Servindo a hegemonia americana

. Esse padrão lembra outros momentos-chave da história monetária americana. Após o fim da conversibilidade do dólar em ouro (1971), os Estados Unidos conseguiram impor o petrodólar ao firmar um acordo estratégico com a Arábia Saudita: todo o petróleo deveria ser comprado em dólares.

Esse mecanismo criou uma demanda global estrutural pela moeda americana, que os estados exportadores então reciclaram maciçamente nos mercados financeiros americanos. Hoje, as stablecoins desempenham um papel semelhante: elas capturam as economias digitais do mundo e as reinvestem em títulos do Tesouro. Depois do petrodólar, o dólar-stablecoin.



Mas esse poder monetário também é geopolítico. Durante décadas, os Estados Unidos usaram seu domínio sobre a infraestrutura financeira global para impor sanções extraterritoriais. A França ainda se lembra da multa recorde imposta ao BNP Paribas (US$ 8,9 bilhões em 2014) por realizar transações em dólares com países embargados, ou da pressão exercida sobre a Total em seus projetos iranianos.

Essa lógica extraterritorial agora se aplica às stablecoins. Nos últimos meses, as autoridades americanas solicitaram à Circle e à Tether que congelassem carteiras digitais vinculadas a atividades ilícitas ou entidades alvos da OFAC, a agência de aplicação de sanções do Tesouro.

Em abril de 2024, a Tether congelou carteiras vinculadas à PDVSA, a empresa petrolífera estatal da Venezuela. Assim, os emissores privados de stablecoins estão agora estendendo o poder de exclusão do Tesouro dos EUA, ignorando os canais bancários tradicionais. As stablecoins não são mais apenas uma ferramenta financeira. São instrumentos a serviço da hegemonia dos EUA.
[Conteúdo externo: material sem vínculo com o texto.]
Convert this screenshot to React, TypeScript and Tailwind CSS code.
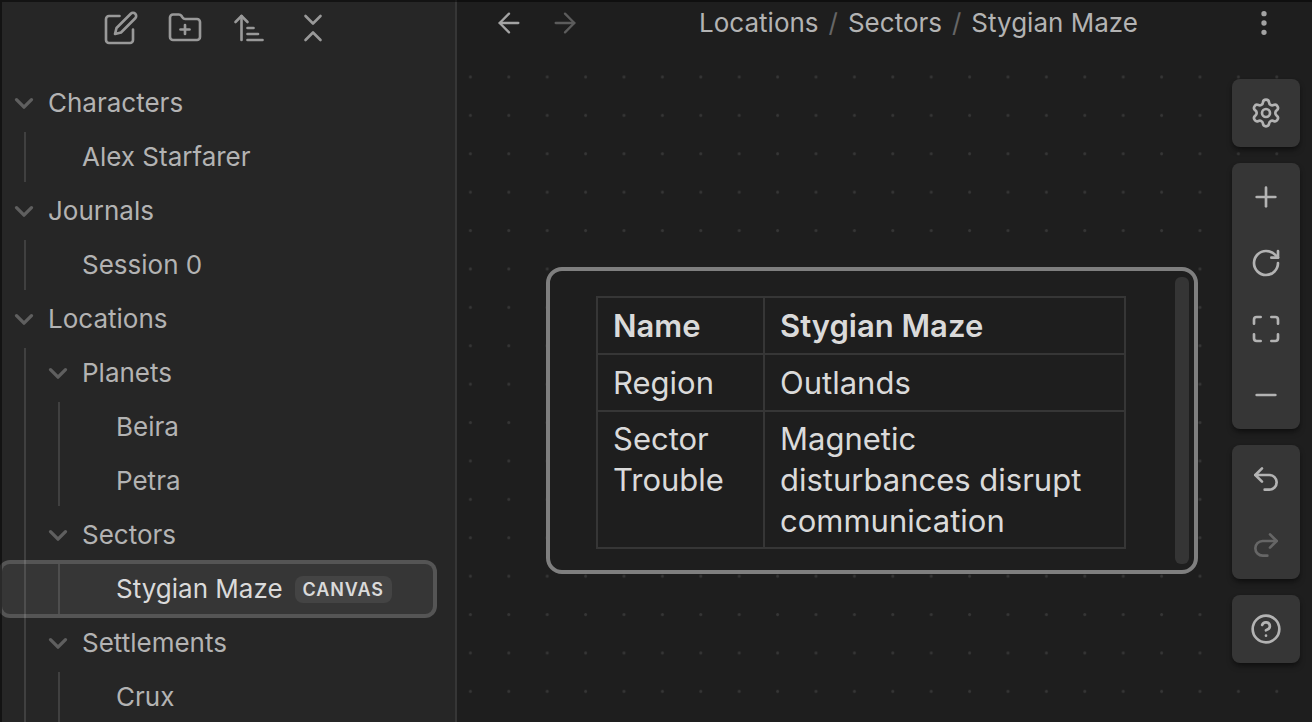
import type { ReactNode } from 'react';
import {
  ArrowLeft,
  ArrowRight,
  ArrowUpNarrowWide,
  ChevronsDownUp,
  CircleHelp,
  EllipsisVertical,
  FolderPlus,
  Maximize,
  Minus,
  Plus,
  Redo2,
  RotateCw,
  Settings,
  Undo2,
} from 'lucide-react';

type TreeItem = {
  name: string;
  tag?: string;
  selected?: boolean;
  children?: TreeItem[];
};

const tree: TreeItem[] = [
  { name: 'Characters', children: [{ name: 'Alex Starfarer' }] },
  { name: 'Journals', children: [{ name: 'Session 0' }] },
  {
    name: 'Locations',
    children: [
      { name: 'Planets', children: [{ name: 'Beira' }, { name: 'Petra' }] },
      { name: 'Sectors', children: [{ name: 'Stygian Maze', tag: 'canvas', selected: true }] },
      { name: 'Settlements', children: [{ name: 'Crux' }] },
    ],
  },
];

const folderIndent = ['pl-3', 'pl-[46px]', 'pl-20'];
const fileIndent = ['pl-[46px]', 'pl-20', 'pl-[114px]'];
const guideOffset = ['before:left-[22px]', 'before:left-14', 'before:left-[90px]'];

function EditIcon() {
  return (
    <svg
      viewBox="0 0 24 24"
      className="size-9"
      fill="none"
      stroke="currentColor"
      strokeWidth="1.75"
      strokeLinecap="round"
      strokeLinejoin="round"
      aria-hidden="true"
    >
      <path d="M11 4H4a2 2 0 0 0-2 2v14a2 2 0 0 0 2 2h14a2 2 0 0 0 2-2v-7" />
      <path d="M18.5 2.5a2.121 2.121 0 0 1 3 3L12 15l-4 1 1-4 9.5-9.5z" />
    </svg>
  );
}

function FoldIcon() {
  return (
    <svg
      viewBox="0 0 24 24"
      className="size-5 shrink-0 text-[#5f5f5f]"
      fill="none"
      stroke="currentColor"
      strokeWidth="4"
      strokeLinecap="round"
      strokeLinejoin="round"
      aria-hidden="true"
    >
      <path d="M3 8L12 17L21 8" />
    </svg>
  );
}

function Tree({ items, depth }: { items: TreeItem[]; depth: number }) {
  return (
    <>
      {items.map((item) => (
        <li key={item.name} className="flex flex-col">
          {item.children ? (
            <>
              <button
                type="button"
                aria-expanded="true"
                className={`my-0.5 flex h-[50px] items-center gap-[14px] text-left ${folderIndent[depth]}`}
              >
                <FoldIcon />
                {item.name}
              </button>
              <ul
                className={`relative flex flex-col before:absolute before:inset-y-0.5 before:z-10 before:w-0.5 before:bg-white/12 ${guideOffset[depth]}`}
              >
                <Tree items={item.children} depth={depth + 1} />
              </ul>
            </>
          ) : (
            <a
              href="#"
              aria-current={item.selected ? 'page' : undefined}
              className={`my-0.5 flex h-[50px] items-center gap-3 ${fileIndent[depth]} ${
                item.selected ? 'rounded-lg bg-[#363636] text-[#dadada] ring-4 ring-[#555555]' : ''
              }`}
            >
              {item.name}
              {item.tag && (
                <span className="rounded-lg bg-[#444444] px-2 text-lg leading-[27px] font-semibold tracking-wider uppercase">
                  {item.tag}
                </span>
              )}
            </a>
          )}
        </li>
      ))}
    </>
  );
}

function ToolButton({ label, children }: { label: string; children: ReactNode }) {
  return (
    <button type="button" aria-label={label} className="flex h-12 w-16 items-center justify-center text-[#999999]">
      {children}
    </button>
  );
}

function HeaderButton({ label, disabled, children }: { label: string; disabled?: boolean; children: ReactNode }) {
  return (
    <button
      type="button"
      aria-label={label}
      disabled={disabled}
      className="flex h-11 w-14 items-center justify-center text-[#a3a3a3] disabled:text-[#5c5c5c]"
    >
      {children}
    </button>
  );
}

function ControlGroup({ children }: { children: ReactNode }) {
  return <div className="flex flex-col rounded-lg bg-[#363636] p-px shadow-md shadow-black/40">{children}</div>;
}

function ControlButton({ label, disabled, children }: { label: string; disabled?: boolean; children: ReactNode }) {
  return (
    <button
      type="button"
      aria-label={label}
      disabled={disabled}
      className="flex size-[66px] items-center justify-center text-[#b3b3b3] disabled:text-[#666666]"
    >
      {children}
    </button>
  );
}

function DotGrid() {
  return (
    <svg className="absolute inset-0 size-full" aria-hidden="true">
      <defs>
        <pattern id="dots" x="11.8" y="15.4" width="38.4" height="38.4" patternUnits="userSpaceOnUse">
          <circle cx="1.6" cy="1.6" r="1.5" fill="#363636" />
        </pattern>
      </defs>
      <rect width="100%" height="100%" fill="url(#dots)" />
    </svg>
  );
}

function SectorCard() {
  return (
    <article className="absolute top-[207px] left-[89px] flex w-[652px] justify-between rounded-2xl border-4 border-[#7f7f7f] bg-[#1e1e1e] py-[6px] pr-[5px] pl-[46px]">
      <table className="mt-[19px] mb-[15px] w-[530px] table-fixed border-collapse text-left text-[31px] leading-[41px] text-[#dadada]">
        <thead>
          <tr className="h-[57px]">
            <th className="w-[167px] border-2 border-[#363636] px-[15px] py-[6px] font-semibold">Name</th>
            <th className="border-2 border-[#363636] px-[15px] py-[6px] font-semibold">Stygian Maze</th>
          </tr>
        </thead>
        <tbody>
          <tr className="h-[57px]">
            <td className="border-2 border-[#363636] px-[15px] py-[6px]">Region</td>
            <td className="border-2 border-[#363636] px-[15px] py-[6px]">Outlands</td>
          </tr>
          <tr className="align-top">
            <td className="border-2 border-[#363636] px-[15px] py-[6px]">Sector Trouble</td>
            <td className="border-2 border-[#363636] px-[15px] py-[6px]">Magnetic disturbances disrupt communication</td>
          </tr>
        </tbody>
      </table>
      <div className="w-[14px] rounded-md bg-[#353535]" />
    </article>
  );
}

export default function App() {
  return (
    <div className="relative flex h-screen overflow-hidden bg-[#1e1e1e] font-['Inter',sans-serif] text-[26px] leading-8 text-[#b3b3b3]">
      <aside className="flex w-[457px] shrink-0 flex-col border-r-2 border-[#363636] bg-[#262626] pl-0.5">
        <div className="flex justify-center pt-1 pr-6 pb-6">
          <ToolButton label="New note">
            <EditIcon />
          </ToolButton>
          <ToolButton label="New folder">
            <FolderPlus className="size-9" strokeWidth={1.75} />
          </ToolButton>
          <ToolButton label="Change sort order">
            <ArrowUpNarrowWide className="size-9" strokeWidth={1.75} />
          </ToolButton>
          <ToolButton label="Collapse all">
            <ChevronsDownUp className="size-9" strokeWidth={1.75} />
          </ToolButton>
        </div>
        <nav aria-label="Files" className="pr-[22px]">
          <ul className="flex flex-col">
            <Tree items={tree} depth={0} />
          </ul>
        </nav>
      </aside>

      <main className="flex min-w-0 flex-1 flex-col">
        <header className="flex h-[60px] shrink-0 items-start justify-between pt-px pr-5 pl-6">
          <div className="flex">
            <HeaderButton label="Back">
              <ArrowLeft className="size-8" strokeWidth={1.75} />
            </HeaderButton>
            <HeaderButton label="Forward" disabled>
              <ArrowRight className="size-8" strokeWidth={1.75} />
            </HeaderButton>
          </div>
          <nav aria-label="Breadcrumb" className="flex h-11 items-center gap-[10px] pl-2">
            <a href="#">Locations</a>
            <span className="text-[#666666]">/</span>
            <a href="#">Sectors</a>
            <span className="text-[#666666]">/</span>
            <span>Stygian Maze</span>
          </nav>
          <HeaderButton label="More options">
            <EllipsisVertical className="size-8" strokeWidth={2} />
          </HeaderButton>
        </header>

        <section aria-label="Canvas" className="relative flex-1">
          <DotGrid />
          <SectorCard />
          <div className="absolute top-[19px] right-3 flex flex-col gap-4">
            <ControlGroup>
              <ControlButton label="Canvas settings">
                <Settings className="size-8" />
              </ControlButton>
            </ControlGroup>
            <ControlGroup>
              <ControlButton label="Zoom in">
                <Plus className="size-8" />
              </ControlButton>
              <ControlButton label="Reset zoom">
                <RotateCw className="size-8" />
              </ControlButton>
              <ControlButton label="Zoom to fit">
                <Maximize className="size-8" />
              </ControlButton>
              <ControlButton label="Zoom out">
                <Minus className="size-8" />
              </ControlButton>
            </ControlGroup>
            <ControlGroup>
              <ControlButton label="Undo">
                <Undo2 className="size-8" />
              </ControlButton>
              <ControlButton label="Redo" disabled>
                <Redo2 className="size-8" />
              </ControlButton>
            </ControlGroup>
            <ControlGroup>
              <ControlButton label="Help">
                <CircleHelp className="size-8" />
              </ControlButton>
            </ControlGroup>
          </div>
        </section>
      </main>

      <div className="pointer-events-none absolute inset-0 z-20 border-t-2 border-l-2 border-black/50" />
    </div>
  );
}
Stablecoins como proteção contra a inflação

. Agora vistas como um substituto digital para o dólar, as stablecoins também estão se estabelecendo em economias frágeis como uma alternativa a uma moeda nacional desvalorizada. De acordo com um estudo da Chainalysis de outubro de 2024, o USDT, desenvolvido pela Tether, tornou-se o token criptográfico mais utilizado na Venezuela, enquanto na Argentina, onde a inflação ultrapassa 200%, a negociação de stablecoins triplicou em dois anos. Na Turquia e na Nigéria, milhões de pessoas o utilizam como alternativa ao dólar.